The process schematic diagram alongside with the photo of an operating desalinating plant are presented in Fig. 1 and Fig. 2 respectively.
The cooling water, by virtue of passing it through the tubular cooler 16 will cool the fresh water down to 25-30°C, the cooling water itself being herewith heated up to 80°C. The hot water from the cooling jacket of the tubular cooler 16 will be discharged via the pipe 23 into the transfer tank 9, wherefrom it is to be fed using the pump 10 via the pipe 24 into the heater 14, using any available power source (solar energy, electrical heating, natural gas heating, diesel oil heating, etc.), whereupon the solution heated up to ~95°C is to be fed into the reactor 1 as a raw material, the initial stage of the process of obtaining fresh water and salts to be then performed.
As fresh water exudates, the salts concentration in the reactor 1 increases and reaches its saturation value at a concentration figure of>25%, whereupon the solution thus saturated will be dumped on a continuous basis through the lower drain tap into the scraped-surface exchanger (fluid-cooled crucible) 6, where it is to be cooled by the initially drawn in saline solution.

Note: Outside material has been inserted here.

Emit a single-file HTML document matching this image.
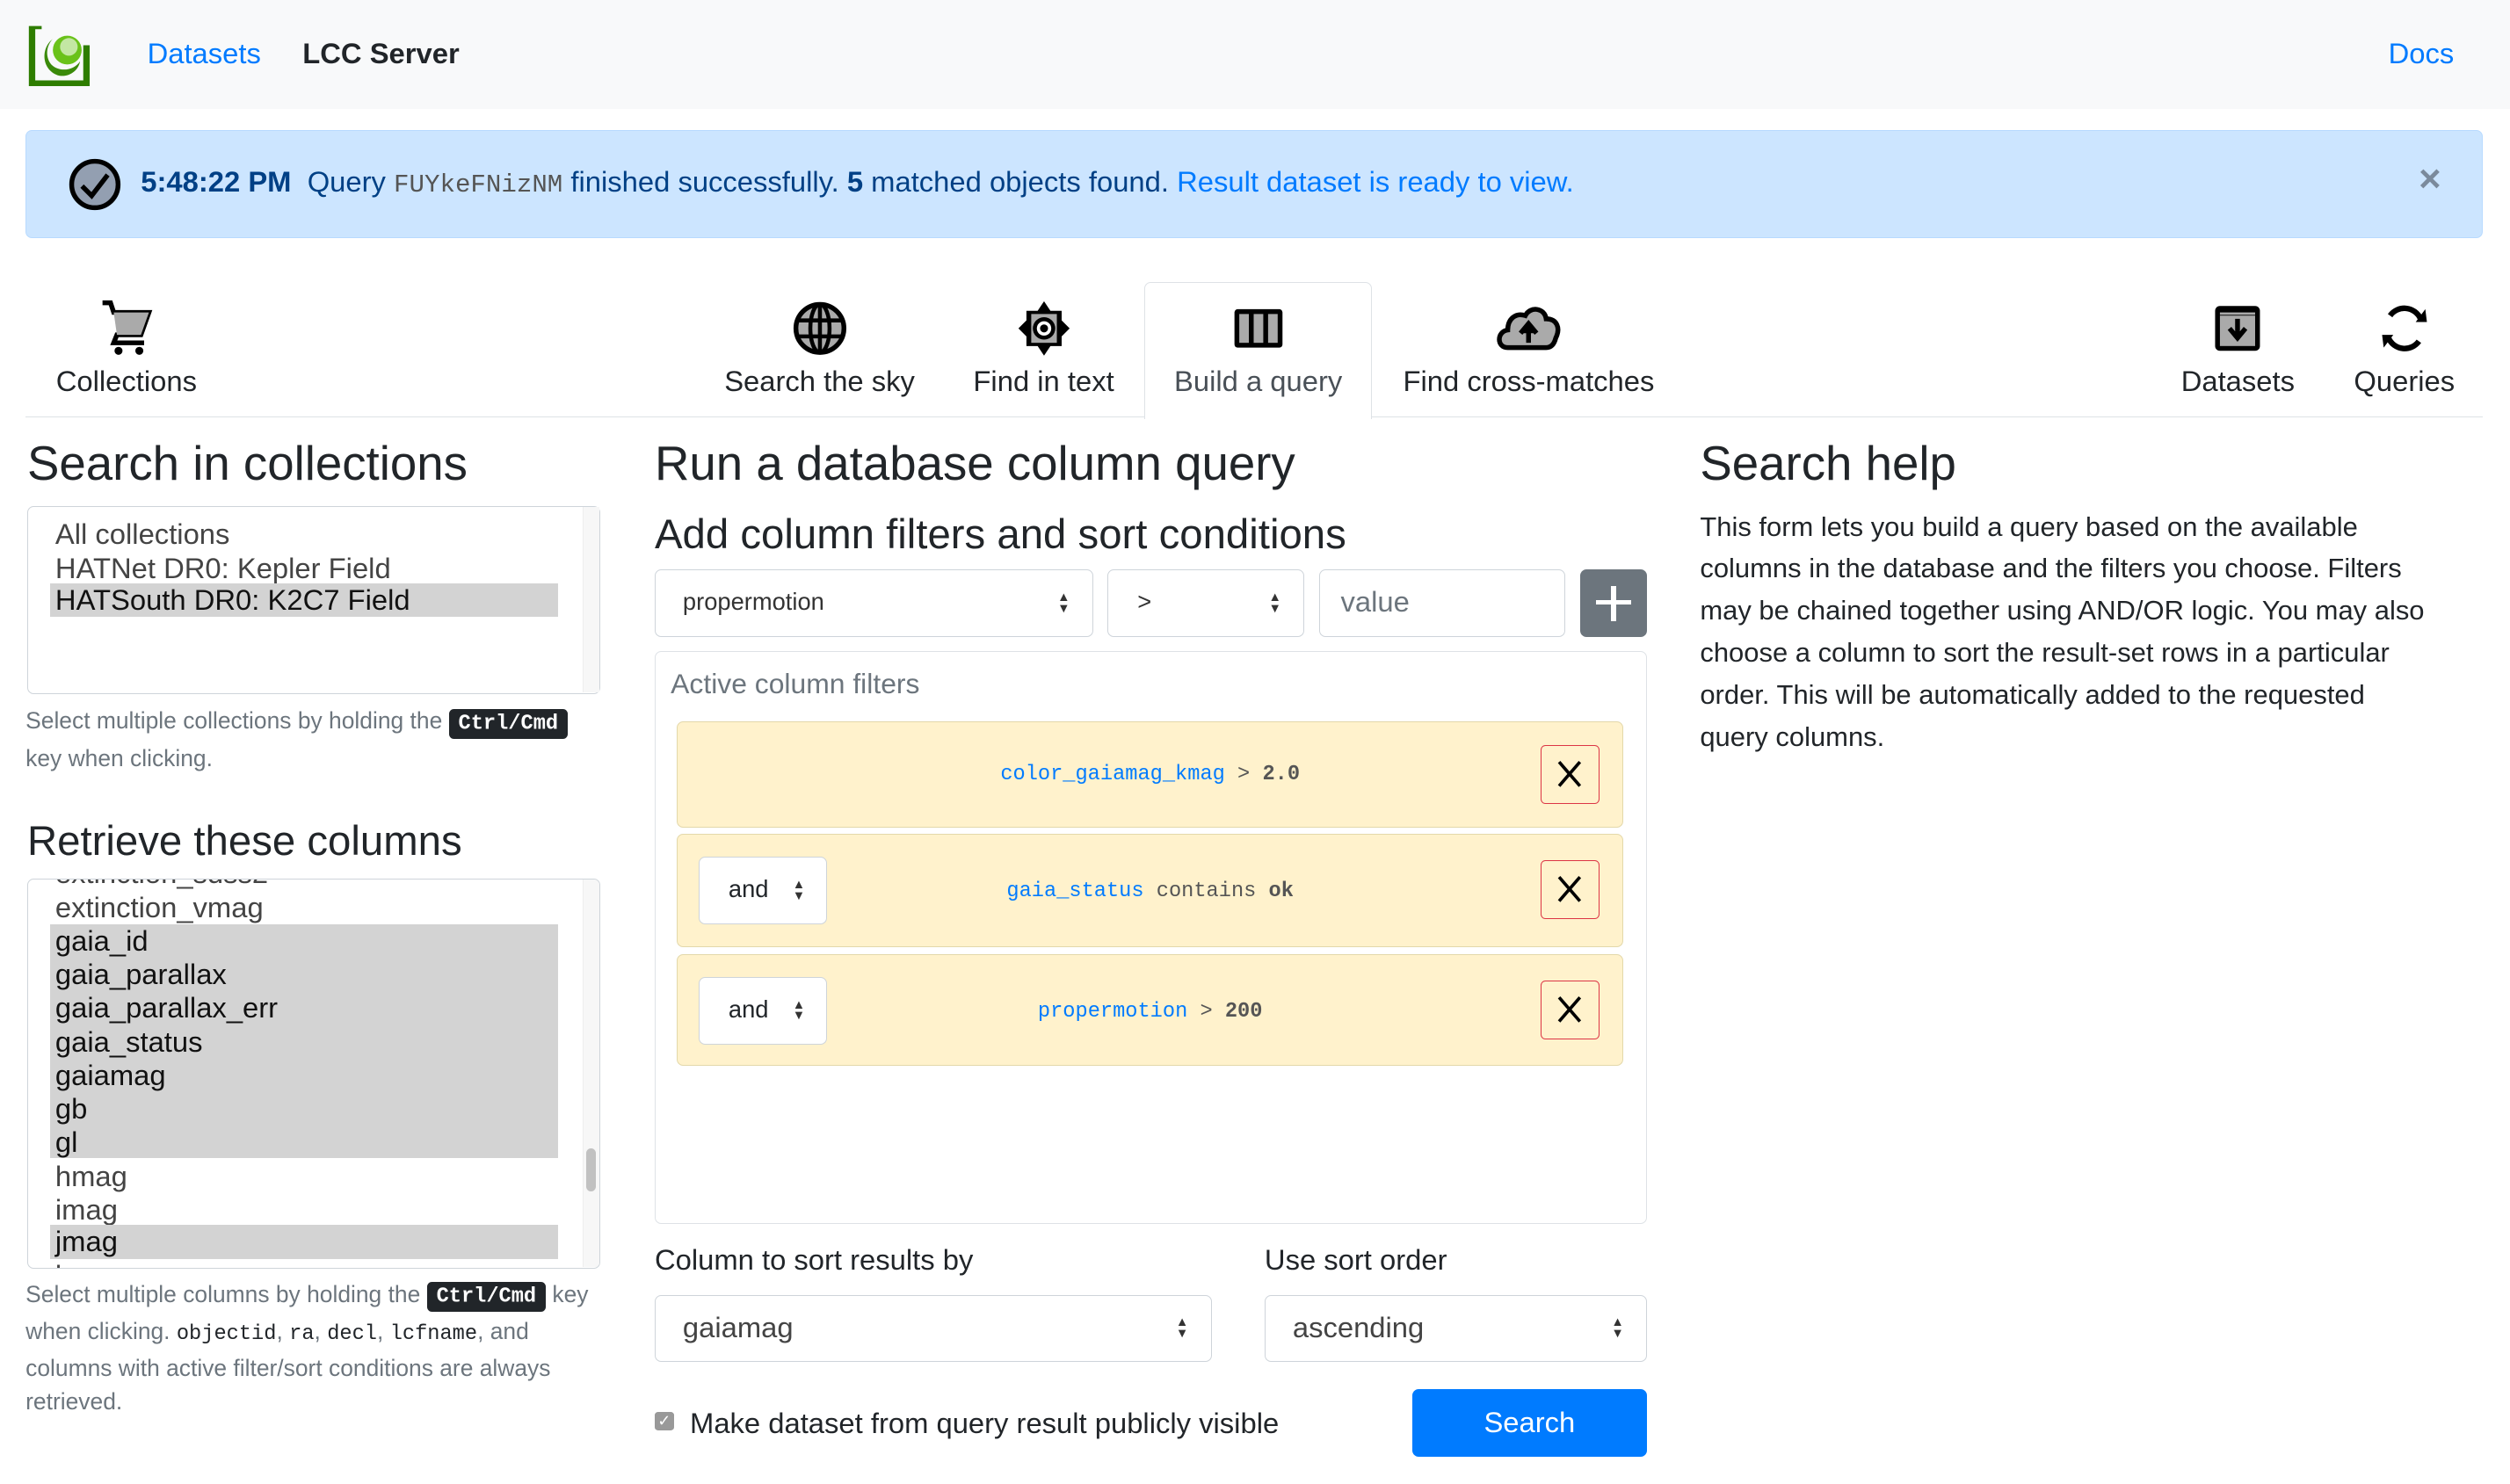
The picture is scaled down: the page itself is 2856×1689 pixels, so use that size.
<!DOCTYPE html>
<html><head><meta charset="utf-8">
<style>
html,body{margin:0;padding:0;background:#fff;width:2856px;height:1689px;overflow:hidden}
#w{zoom:1.82143;width:1568px;height:928px;position:relative;font-family:"Liberation Sans",Arial,sans-serif;color:#212529}
.a{position:absolute}
.mono{font-family:"Liberation Mono",monospace}
.blue{color:#007bff}
.tab{position:absolute;top:176px;height:85px;text-align:center;font-size:18px;color:#212529}
.tab svg{display:block;margin:11px auto 0}
.tab span{position:absolute;left:0;right:0;top:52px;white-space:nowrap}
h2{position:absolute;margin:0;font-weight:500;font-size:30px;line-height:36px;color:#212529}
.sel{position:absolute;border:1px solid #ced4da;border-radius:4px;background:#fff;box-sizing:border-box}
.opt{position:absolute;left:14px;right:26px;height:21px;font-size:18px;line-height:21px;padding-left:3px;color:#444}
.opt.s{background:#d3d3d3;color:#111}
.help{position:absolute;font-size:14.5px;line-height:21px;color:#6c757d}
kbd{background:#212529;color:#fff;border-radius:3px;padding:2px 6px;font-family:"Liberation Mono",monospace;font-size:13px;font-weight:bold}
code{font-family:"Liberation Mono",monospace;font-size:13px;color:#212529}
.arr{position:absolute;right:14px;top:50%;margin-top:-7px;font-size:8px;line-height:7px;color:#333}
.flt{position:absolute;left:423px;width:591px;background:#fff2cc;border:1px solid #e3d8aa;border-radius:4px;box-sizing:border-box}
.x{position:absolute;right:14px;width:37px;height:37px;border:1px solid #dc3545;border-radius:3px;box-sizing:border-box}
.and{position:absolute;left:13px;width:80px;height:42px;background:#fff;border:1px solid #ced4da;border-radius:4px;box-sizing:border-box;font-size:15px;line-height:40px;padding-left:18px}
.ft{position:absolute;left:0;right:0;text-align:center;font-family:"Liberation Mono",monospace;font-size:13px;color:#555}
</style></head><body><div id="w">
<div class="a" style="left:0;top:0;width:1568px;height:68px;background:#f8f9fa"></div>
<svg class="a" style="left:17px;top:14px" width="41" height="40" viewBox="0 0 41 40">
<path d="M3 2 H9 V4 H5 V36 H35 V14 H39 V40 H1 V2 Z" fill="#2e7d00"/>
<path d="M16 10 C8 16 9 30 20 33 C26 34 32 30 33 24 C29 30 20 31 15 26 C11 21 12 14 16 10 Z" fill="#3a8a0a"/>
<circle cx="25" cy="17" r="9" fill="#6ac21a"/><circle cx="26" cy="15" r="5.5" fill="#fff" opacity=".6"/>
</svg>
<div class="a blue" style="left:92px;top:23px;font-size:18px">Datasets</div>
<div class="a" style="left:189px;top:23px;font-size:18px;font-weight:bold">LCC Server</div>
<div class="a blue" style="left:1492px;top:23px;font-size:18px">Docs</div>
<div class="a" style="left:16px;top:81px;width:1535px;height:68px;box-sizing:border-box;background:#cce5ff;border:1px solid #b8daff;border-radius:4px"></div>
<svg class="a" style="left:42px;top:98px" width="34" height="34" viewBox="0 0 34 34"><circle cx="17" cy="17" r="14.5" fill="#939fb1" stroke="#000" stroke-width="3"/><path d="M9 18 L15 24 L25 11" fill="none" stroke="#000" stroke-width="3"/></svg>
<div class="a" style="left:88px;top:103px;font-size:18px;color:#004085;white-space:nowrap"><b>5:48:22 PM</b>&nbsp; Query <span class="mono" style="color:#555;font-size:16px">FUYkeFNizNM</span> finished successfully. <b>5</b> matched objects found. <span class="blue">Result dataset is ready to view.</span></div>
<div class="a" style="left:1511px;top:98px;font-size:24px;font-weight:bold;color:#7b8a9c">×</div>
<div class="a" style="left:16px;top:260px;width:1535px;height:1px;background:#dee2e6"></div>
<div class="a" style="left:715px;top:176px;width:142px;height:86px;box-sizing:border-box;border:1px solid #dee2e6;border-bottom:none;border-radius:4px 4px 0 0;background:#fff"></div>
<div class="tab" style="left:19px;width:120px"><svg width="34" height="36" viewBox="0 0 34 36"><path d="M2 2 H7 L9 8 H31 L26 22 H11 L9 27 H28" fill="none" stroke="#000" stroke-width="3"/><path d="M9 8 H31 L26 22 H11 Z" fill="#aaa"/><circle cx="12" cy="32" r="2.5"/><circle cx="25" cy="32" r="2.5"/></svg><span>Collections</span></div>
<div class="tab" style="left:440px;width:144px"><svg width="34" height="36" viewBox="0 0 34 36"><circle cx="17" cy="18" r="15" fill="#aaa" stroke="#000" stroke-width="3"/><ellipse cx="17" cy="18" rx="6" ry="15" fill="none" stroke="#000" stroke-width="2.5"/><path d="M17 3V33M2 13H32M2 23H32" stroke="#000" stroke-width="2.5"/></svg><span>Search the sky</span></div>
<div class="tab" style="left:600px;width:104px"><svg width="34" height="36" viewBox="0 0 34 36"><path d="M17 1 L21 7 L28 7 L28 13 L33 18 L28 23 L28 29 L21 29 L17 35 L13 29 L6 29 L6 23 L1 18 L6 13 L6 7 L13 7 Z" fill="#000"/><rect x="9" y="9" width="16" height="18" fill="#aaa"/><circle cx="17" cy="18" r="7" fill="#000"/><circle cx="17" cy="18" r="4.5" fill="#fff"/><circle cx="17" cy="18" r="2.5" fill="#000"/></svg><span>Find in text</span></div>
<div class="tab" style="left:716px;width:140px"><svg width="34" height="36" viewBox="0 0 34 36"><rect x="2" y="6" width="30" height="24" rx="2" fill="#000"/><rect x="5" y="9" width="6" height="18" fill="#aaa"/><rect x="14" y="9" width="6" height="18" fill="#aaa"/><rect x="23" y="9" width="6" height="18" fill="#aaa"/></svg><span style="color:#495057">Build a query</span></div>
<div class="tab" style="left:870px;width:170px"><svg width="42" height="36" viewBox="0 0 42 36"><path d="M8 30 C1 30 1 20 8 19 C8 12 13 8 19 10 C22 4 31 5 32 12 C39 12 41 18 38 24 C37 28 35 30 32 30 Z" fill="#aaa" stroke="#000" stroke-width="3"/><path d="M21 27 V18 M16 21 L21 15 L26 21" fill="#000" stroke="#000" stroke-width="3"/></svg><span>Find cross-matches</span></div>
<div class="tab" style="left:1350px;width:96px"><svg width="34" height="36" viewBox="0 0 34 36"><rect x="3" y="4" width="28" height="28" rx="3" fill="#000"/><rect x="6" y="10" width="22" height="19" fill="#aaa"/><rect x="6" y="8" width="22" height="1.5" fill="#aaa"/><path d="M17 12 V22 M12 18 L17 24 L22 18" fill="none" stroke="#000" stroke-width="3"/></svg><span>Datasets</span></div>
<div class="tab" style="left:1460px;width:84px"><svg width="34" height="36" viewBox="0 0 34 36"><path d="M27 12 A11 11 0 0 0 8 10" fill="none" stroke="#000" stroke-width="3.5"/><path d="M7 24 A11 11 0 0 0 26 26" fill="none" stroke="#000" stroke-width="3.5"/><path d="M24 14 L31 14 L30 6 Z M10 22 L3 22 L4 30 Z" fill="#000"/></svg><span>Queries</span></div>
<h2 style="left:17px;top:272px">Search in collections</h2>
<div class="sel" style="left:17px;top:316px;width:358px;height:118px">
<div class="a" style="right:0;top:0;width:10px;height:116px;background:#f7f7f7;border-left:1px solid #eee"></div>
<div class="opt" style="top:7px">All collections</div>
<div class="opt" style="top:28px">HATNet DR0: Kepler Field</div>
<div class="opt s" style="top:48px">HATSouth DR0: K2C7 Field</div>
</div>
<div class="help" style="left:16px;top:440px;width:360px">Select multiple collections by holding the <kbd>Ctrl/Cmd</kbd><br>key when clicking.</div>
<h2 style="left:17px;top:508px;font-size:26px">Retrieve these columns</h2>
<div class="sel" style="left:17px;top:549px;width:358px;height:244px;overflow:hidden">
<div class="a" style="right:0;top:0;width:10px;height:242px;background:#f7f7f7;border-left:1px solid #eee"></div>
<div class="a" style="right:2px;top:168px;width:6px;height:27px;background:#c1c1c1;border-radius:3px"></div>
<div class="opt" style="top:-14px">extinction_sdss2</div>
<div class="opt" style="top:7px">extinction_vmag</div>
<div class="a" style="left:14px;right:26px;top:28px;height:146px;background:#d3d3d3"></div>
<div class="opt" style="top:28px;color:#111">gaia_id</div>
<div class="opt" style="top:49px;color:#111">gaia_parallax</div>
<div class="opt" style="top:70px;color:#111">gaia_parallax_err</div>
<div class="opt" style="top:91px;color:#111">gaia_status</div>
<div class="opt" style="top:112px;color:#111">gaiamag</div>
<div class="opt" style="top:133px;color:#111">gb</div>
<div class="opt" style="top:154px;color:#111">gl</div>
<div class="opt" style="top:175px">hmag</div>
<div class="opt" style="top:196px">imag</div>
<div class="opt s" style="top:216px">jmag</div>
<div class="opt" style="top:237px">kmag</div>
</div>
<div class="help" style="left:16px;top:798px;width:362px">Select multiple columns by holding the <kbd>Ctrl/Cmd</kbd> key when clicking. <code>objectid</code>, <code>ra</code>, <code>decl</code>, <code>lcfname</code>, and columns with active filter/sort conditions are always retrieved.</div>
<h2 style="left:409px;top:272px">Run a database column query</h2>
<h2 style="left:409px;top:316px;font-size:26px">Add column filters and sort conditions</h2>
<div class="sel" style="left:409px;top:356px;width:274px;height:42px;font-size:15px;line-height:40px;padding-left:17px;color:#333">propermotion<div class="arr">▲<br>▼</div></div>
<div class="sel" style="left:692px;top:356px;width:123px;height:42px;font-size:15px;line-height:40px;padding-left:18px;color:#333">&gt;<div class="arr">▲<br>▼</div></div>
<div class="sel" style="left:824px;top:356px;width:154px;height:42px;font-size:18px;line-height:40px;padding-left:13px;color:#6c757d">value</div>
<div class="a" style="left:987px;top:356px;width:42px;height:42px;background:#6c757d;border-radius:4px"><div class="a" style="left:10px;top:19px;width:22px;height:3px;background:#fff"></div><div class="a" style="left:19.5px;top:10px;width:3px;height:22px;background:#fff"></div></div>
<div class="a" style="left:409px;top:407px;width:620px;height:358px;box-sizing:border-box;border:1px solid #dee2e6;border-radius:4px"></div>
<div class="a" style="left:419px;top:417px;font-size:17.5px;color:#6c757d">Active column filters</div>
<div class="flt" style="top:451px;height:66px">
<div class="ft" style="top:25px"><span class="blue">color_gaiamag_kmag</span> &gt; <b>2.0</b></div>
<div class="x" style="top:14px"><svg width="35" height="35" viewBox="0 0 35 35"><path d="M11 10 L24 25 M24 10 L11 25" stroke="#000" stroke-width="2"/></svg></div></div>
<div class="flt" style="top:521px;height:71px">
<div class="and" style="top:14px">and<div class="arr" style="right:13px">▲<br>▼</div></div>
<div class="ft" style="top:28px"><span class="blue">gaia_status</span> contains <b>ok</b></div>
<div class="x" style="top:16px"><svg width="35" height="35" viewBox="0 0 35 35"><path d="M11 10 L24 25 M24 10 L11 25" stroke="#000" stroke-width="2"/></svg></div></div>
<div class="flt" style="top:596px;height:70px">
<div class="and" style="top:14px">and<div class="arr" style="right:13px">▲<br>▼</div></div>
<div class="ft" style="top:28px"><span class="blue">propermotion</span> &gt; <b>200</b></div>
<div class="x" style="top:16px"><svg width="35" height="35" viewBox="0 0 35 35"><path d="M11 10 L24 25 M24 10 L11 25" stroke="#000" stroke-width="2"/></svg></div></div>
<div class="a" style="left:409px;top:777px;font-size:18px">Column to sort results by</div>
<div class="a" style="left:790px;top:777px;font-size:18px">Use sort order</div>
<div class="sel" style="left:409px;top:809px;width:348px;height:42px;font-size:18px;line-height:40px;padding-left:17px;color:#444">gaiamag<div class="arr">▲<br>▼</div></div>
<div class="sel" style="left:790px;top:809px;width:239px;height:42px;font-size:18px;line-height:40px;padding-left:17px;color:#444">ascending<div class="arr">▲<br>▼</div></div>
<div class="a" style="left:409px;top:882px;width:12px;height:12px;background:#999;border-radius:2px;color:#fff;font-size:10px;line-height:12px;text-align:center">✓</div>
<div class="a" style="left:431px;top:879px;font-size:18px">Make dataset from query result publicly visible</div>
<div class="a" style="left:882px;top:868px;width:147px;height:42px;background:#007bff;border-radius:4px;color:#fff;font-size:18px;line-height:42px;text-align:center">Search</div>
<h2 style="left:1062px;top:272px">Search help</h2>
<div class="a" style="left:1062px;top:316px;width:490px;font-size:17px;line-height:26.3px;white-space:nowrap">This form lets you build a query based on the available<br>columns in the database and the filters you choose. Filters<br>may be chained together using AND/OR logic. You may also<br>choose a column to sort the result-set rows in a particular<br>order. This will be automatically added to the requested<br>query columns.</div>
</div></body></html>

The resulting crystals thus precipitated and the duly cooled saturated stock (mother) solution are to be fed into the band vacuum filter 7, wherefrom the salt will be dumped into the storage tank 8 to be either dispensed to the end user (consumer) or directed to a follow-up processing line, the stock solution being herewith transferred via the pipes 19, 20 into the storage tank 9. It is to the same storage tank 9 that the cooling solution from the scraped-surface exchanger 6 is to be dumped to be further heated and used in the process of obtaining fresh water and salts.
The tests and calculations performed have shown that all the systems' closed-circuit operation and the high degree of heat exchange and thermal insulation make it possible to recuperate no less than 90% of energy expenditure and to reduce it to a figure of -2.5 kW per m 3 of fresh water.